Electric drivetrain will also need repairs, only oil, timing belts etc will go away and some (more durabe) electric components will come in.

No coolant changes or radiator replacements, no exhaust system repairs, probably no brake pad or rotor changes, no alternator or water pump replacements, and no spark plugs. Those are a few of the items I've had to deal with in the last 10 years or so of ICE maintenance. I see a lot of revenue going away with properly built EV's.

 

[DRM]

This is a slight change of topic, But I think it is quite important.

I just made two posts to the owners forum:

FYI delivery schedule
Perf/Tech/Batteries

The summary version is:
Has anyone else heard of a reason to believe that the new standard charger (110 mobile charger) or the 220 mobile charger would affect the calendar/cycle life of the battery relative to using the wall-mounted charger due to a difference is charging algorithms.

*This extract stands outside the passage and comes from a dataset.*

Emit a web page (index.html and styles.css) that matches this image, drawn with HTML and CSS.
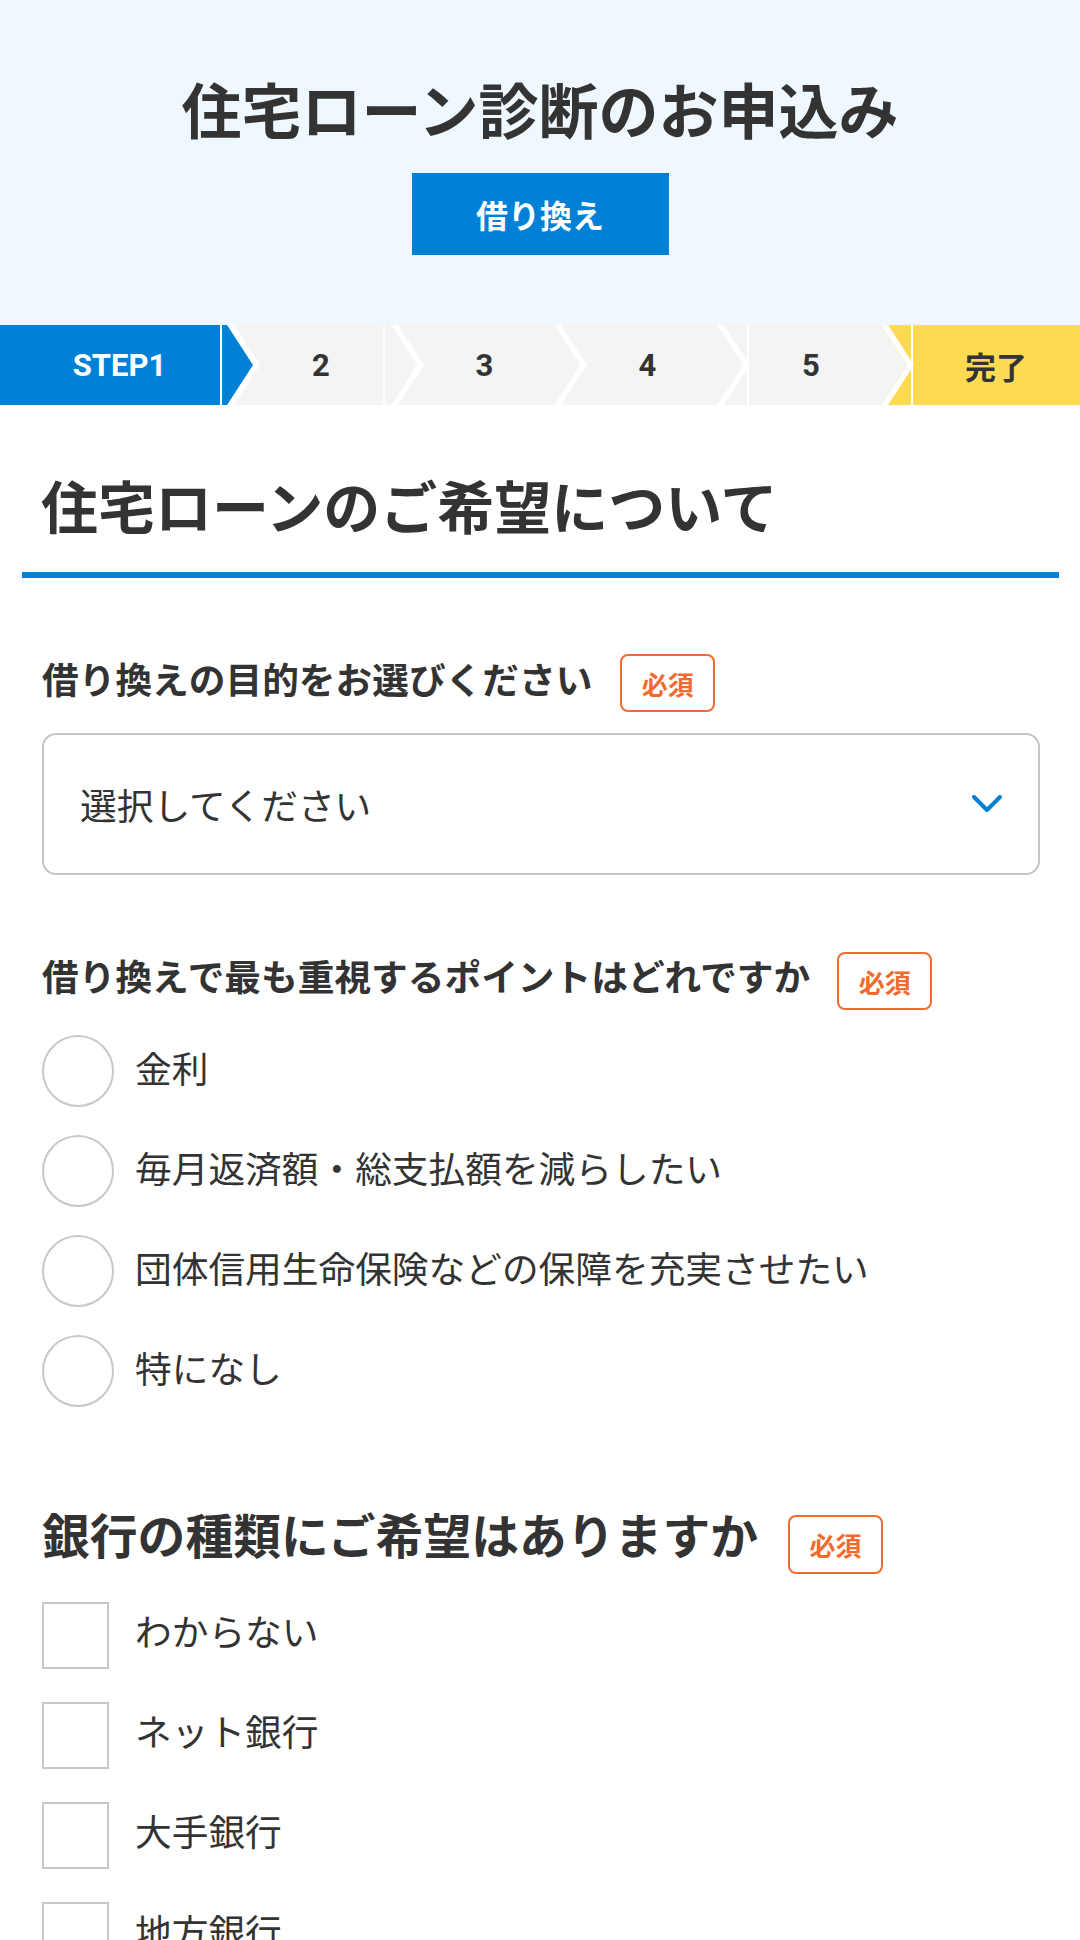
FILE: index.html
```html
<!DOCTYPE html>
<html lang="ja">
<head>
<meta charset="utf-8">
<title>住宅ローン診断のお申込み</title>
<link rel="stylesheet" href="styles.css">
</head>
<body>
<header class="hero">
  <h1 class="hero-title">住宅ローン診断のお申込み</h1>
  <div class="hero-tag">借り換え</div>
</header>

<ol class="steps">
  <li class="step step-current line-r1">
    <span>STEP1</span>
    <svg class="arrow" viewBox="0 0 40 80" aria-hidden="true"><polygon class="arrow-edge" points="5,0 12,0 38,40 12,80 5,80 31,40"/><polygon class="arrow-fill" points="0,0 5,0 31,40 5,80 0,80"/></svg>
  </li>
  <li class="step line-r2">
    <span>2</span>
    <svg class="arrow" viewBox="0 0 40 80" aria-hidden="true"><polygon class="arrow-edge" points="5,0 12,0 38,40 12,80 5,80 31,40"/><polygon class="arrow-fill" points="0,0 5,0 31,40 5,80 0,80"/></svg>
  </li>
  <li class="step">
    <span>3</span>
    <svg class="arrow" viewBox="0 0 40 80" aria-hidden="true"><polygon class="arrow-edge" points="5,0 12,0 38,40 12,80 5,80 31,40"/><polygon class="arrow-fill" points="0,0 5,0 31,40 5,80 0,80"/></svg>
  </li>
  <li class="step">
    <span>4</span>
    <svg class="arrow" viewBox="0 0 40 80" aria-hidden="true"><polygon class="arrow-edge" points="5,0 12,0 38,40 12,80 5,80 31,40"/><polygon class="arrow-fill" points="0,0 5,0 31,40 5,80 0,80"/></svg>
  </li>
  <li class="step line-l">
    <span>5</span>
    <svg class="arrow" viewBox="0 0 40 80" aria-hidden="true"><polygon class="arrow-edge" points="5,0 12,0 38,40 12,80 5,80 31,40"/><polygon class="arrow-fill" points="0,0 5,0 31,40 5,80 0,80"/></svg>
  </li>
  <li class="step step-done line-l">
    <span>完了</span>
  </li>
</ol>

<main class="content">
  <h2 class="section-title">住宅ローンのご希望について</h2>

  <div class="form">
    <div class="q-row q-row-first">
      <span class="q-label">借り換えの目的をお選びください</span>
      <span class="badge">必須</span>
    </div>
    <div class="select">
      <span class="select-text">選択してください</span>
      <svg class="select-caret" viewBox="0 0 30 18" aria-hidden="true"><polyline points="2,2 15,15 28,2"/></svg>
    </div>

    <div class="q-row q-row-second">
      <span class="q-label">借り換えで最も重視するポイントはどれですか</span>
      <span class="badge badge-second">必須</span>
    </div>
    <ul class="options radios">
      <li class="option"><span class="radio"></span><span class="option-text">金利</span></li>
      <li class="option"><span class="radio"></span><span class="option-text">毎月返済額・総支払額を減らしたい</span></li>
      <li class="option"><span class="radio"></span><span class="option-text">団体信用生命保険などの保障を充実させたい</span></li>
      <li class="option"><span class="radio"></span><span class="option-text">特になし</span></li>
    </ul>

    <div class="q-row q-row-big">
      <span class="q-label q-label-big">銀行の種類にご希望はありますか</span>
      <span class="badge badge-big">必須</span>
    </div>
    <ul class="options checks">
      <li class="option option-check"><span class="checkbox"></span><span class="option-text">わからない</span></li>
      <li class="option option-check"><span class="checkbox"></span><span class="option-text">ネット銀行</span></li>
      <li class="option option-check"><span class="checkbox"></span><span class="option-text">大手銀行</span></li>
      <li class="option option-check"><span class="checkbox"></span><span class="option-text">地方銀行</span></li>
    </ul>
  </div>
</main>
</body>
</html>
```

FILE: styles.css
```css
* {
  box-sizing: border-box;
  margin: 0;
  padding: 0;
}

html, body {
  background: #fff;
}

body {
  width: 1080px;
  font-family: Roboto, "Noto Sans CJK JP", sans-serif;
  color: #333;
}

/* ---------- hero ---------- */
.hero {
  height: 325px;
  background: #eef8fe;
  display: flex;
  flex-direction: column;
  align-items: center;
  padding-top: 72px;
}

.hero-title {
  font-family: "Noto Sans CJK JP", sans-serif;
  font-size: 60px;
  line-height: 72px;
  font-weight: 700;
  color: #333;
}

.hero-tag {
  margin-top: 29px;
  width: 257px;
  height: 82px;
  background: #0081d6;
  color: #fff;
  font-family: "Noto Sans CJK JP", sans-serif;
  font-size: 32px;
  font-weight: 700;
  display: flex;
  align-items: center;
  justify-content: center;
}

/* ---------- steps ---------- */
.steps {
  list-style: none;
  display: flex;
  height: 80px;
}

.step {
  position: relative;
  background: #f4f4f4;
  display: flex;
  align-items: center;
  justify-content: center;
  padding-left: 34px;
  font-size: 31px;
  font-weight: 700;
  color: #333;
  width: 163px;
  flex: none;
}

.step:nth-child(1) { width: 222px; padding-left: 17px; }
.step:nth-child(2) { width: 164px; }
.step:nth-child(5) { width: 164px; }
.step:nth-child(6) { width: auto; flex: 1; padding-left: 36px; }

.step span {
  position: relative;
  z-index: 4;
}

.step-current {
  background: #0081d6;
  color: #fff;
}

.step-done {
  background: #fed952;
  font-family: "Noto Sans CJK JP", sans-serif;
}

.arrow {
  position: absolute;
  top: 0;
  left: 100%;
  width: 40px;
  height: 80px;
  z-index: 2;
}

.arrow-edge { fill: #fff; }
.arrow-fill { fill: #f4f4f4; }
.step-current .arrow-fill { fill: #0081d6; }

.line-r1::before,
.line-r2::before,
.line-l::before {
  content: "";
  position: absolute;
  top: 0;
  bottom: 0;
  width: 2px;
  background: #fff;
  z-index: 3;
}

.line-r1::before { right: 0; }
.line-r2::before { right: 1px; }
.line-l::before { left: 35px; }

/* ---------- content ---------- */
.section-title {
  margin: 63px 21px 0 22px;
  padding: 0 0 31px 19px;
  border-bottom: 6px solid #0081d6;
  font-family: "Noto Sans CJK JP", sans-serif;
  font-size: 57px;
  line-height: 73px;
  font-weight: 700;
  color: #333;
}

.form {
  padding: 0 40px 0 42px;
  font-family: "Noto Sans CJK JP", sans-serif;
}

.q-row {
  display: flex;
  align-items: flex-start;
  margin-top: 75px;
}

.q-label {
  font-size: 36.7px;
  line-height: 50px;
  font-weight: 700;
  color: #333;
  white-space: nowrap;
}

.badge {
  flex: none;
  margin-left: 28px;
  margin-top: 1px;
  width: 95px;
  height: 58px;
  border: 2px solid #f26a2d;
  border-radius: 8px;
  color: #f26a2d;
  font-size: 26px;
  font-weight: 700;
  display: flex;
  align-items: center;
  justify-content: center;
}

.badge-second {
  margin-left: 27px;
  margin-top: 2px;
}

.q-row-big {
  margin-top: 96px;
}

.q-label-big {
  font-size: 47.8px;
  line-height: 62px;
}

.badge-big {
  margin-left: 30px;
  margin-top: 12px;
  height: 59px;
}

/* select */
.select {
  margin-top: 21px;
  height: 142px;
  border: 2px solid #c6c6c6;
  border-radius: 14px;
  display: flex;
  align-items: center;
  justify-content: space-between;
  padding: 0 36px 0 36px;
}

.select-text {
  font-size: 36.7px;
  line-height: 50px;
  color: #333;
}

.select-caret {
  width: 30px;
  height: 18px;
  fill: none;
  stroke: #0081d6;
  stroke-width: 4;
  stroke-linecap: round;
  stroke-linejoin: round;
}

/* options */
.options {
  list-style: none;
  display: flex;
  flex-direction: column;
}

.radios {
  margin-top: 25px;
  gap: 28px;
}

.checks {
  margin-top: 28px;
  gap: 33px;
}

.option {
  display: flex;
  align-items: center;
  height: 72px;
}

.option-check {
  height: 67px;
}

.radio {
  flex: none;
  width: 72px;
  height: 72px;
  border: 2px solid #c8c8c8;
  border-radius: 50%;
  background: #fff;
}

.checkbox {
  flex: none;
  width: 67px;
  height: 67px;
  border: 2px solid #c8c8c8;
  background: #fff;
}

.option-text {
  margin-left: 21px;
  margin-bottom: 8px;
  font-size: 36.7px;
  line-height: 50px;
  color: #333;
  white-space: nowrap;
}

.option-check .option-text {
  margin-left: 26px;
  margin-bottom: 12px;
}
```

(on a realted note, I just locked in #619 as midnight-blue with black/drk grey interior ... delivery July09)

//dan.

 

[DRM]

BTW: Zak confirmed (on the owners forum) that there should be no difference in calendar life of the battery when using the mobile charger.

 

[TEG]

No coolant changes or radiator replacements, no exhaust system repairs, probably no brake pad or rotor changes, no alternator or water pump replacements, and no spark plugs. Those are a few of the items I've had to deal with in the last 10 years or so of ICE maintenance. I see a lot of revenue going away with properly built EV's.

The Roadster does have a radiator, pump and coolant lines to cool the ESS. The temperatures are a lot less than with an ICE so it could last longer, but the pump can wear out, and the coolant likely needs to be changed occasionally.

Also, the regen is rear wheels only, so the front pads do plenty of work during hard braking.

Probably bigger than the ones you listed would be no oil changes and no smog checks.

 

[JRP3]

Agree, but in normal driving I'd bet the regen will save a lot of wear on the front brakes as well. With the lower coolant temperatures the coolant would certainly last much longer, as would the other cooling components.

 

[TEG]

Sure, I am just a stickler for details.